How is UK corporate governance likely to evolve in 2018?

The UK is, as the Government's 2016 Green Paper on corporate governance reform noted, already an established international leader in corporate governance, one of the reasons that it has become an attractive destination to do business.

The Government's aim now is to "retain and extend that leadership and support companies to take better decisions, for their own long-term benefit and that of the economy overall." It has therefore set out a number of proposals for reform in three key areas during 2018. Here are the some of the headlines of the Government's proposals:

1. Executive pay (quoted companies)

  • Shareholder opposition to executive pay: require certain quoted companies (perhaps all premium listed companies or only FTSE 350 premium listed companies) to take specified steps when they encounter significant shareholder opposition to executive pay. These steps might include responding publicly to dissent within a certain period, or verifying that dissent has been sufficiently addressed by putting the company's remuneration policy to a vote at the next AGM. The Investment Association will be invited to maintain a public register of listed companies encountering shareholder opposition of 20%+ to executive pay.
  • Role of remuneration committees: give remuneration committees greater responsibility for demonstrating how pay and incentives align across the company and explain to the workforce how decisions on executive pay reflect wider pay policy. Chairs of remuneration committees will also be required to have served for at least 12 months on a remuneration committee (unless clearly not appropriate or impossible).
  • Transparency in executive pay: require quoted companies to report annually on the ratio of CEO pay to the average pay of their UK workface.
  • Long-term executive pay incentives: require quoted companies to provide a clearer explanation in remuneration policies of the range of potential outcomes from complex, share-based incentive schemes. The minimum holding period for share-based remuneration may also be increased from three to five years.
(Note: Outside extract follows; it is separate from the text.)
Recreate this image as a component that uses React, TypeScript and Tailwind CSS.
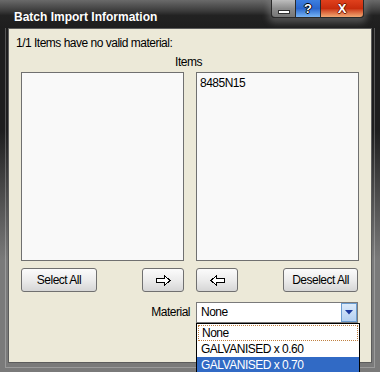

2. Employee, customer and supplier voice

  • Strengthening employee voice: develop a new Corporate Governance Code principle to establish the importance of strengthening the voice of employees and other stakeholders at board level.
  • Employee engagement: introduce a new Corporate Governance Code provision to require premium listed companies to adopt, on a "comply or explain" basis, one of three employee engagement mechanisms: a designated non-executive director; a formal employee advisory council; or a director from the workforce.
  • New reporting requirements: require certain companies (perhaps those with 1,000 employees or more) to explain how they have identified and sought the views of key stakeholders, why the mechanisms adopted were appropriate and how this information influenced boardroom decision-making.

3. Corporate governance in large private businesses

  • Corporate governance principles: encourage the development of a set of voluntary corporate governance principles suitable for the widely varying circumstances and ownership structures of large private companies.
  • Corporate governance disclosures: require all companies of a significant size (likely those with 2,000 employees or more) to disclose their corporate governance arrangements in their directors' report and on their website.

Next steps

Some of the proposals for reform will require new secondary legislation, which the Government intends to lay before Parliament by March 2018. The Government currently intends to bring the reforms into effect by June 2018 to apply to company reporting years commencing on or after that date.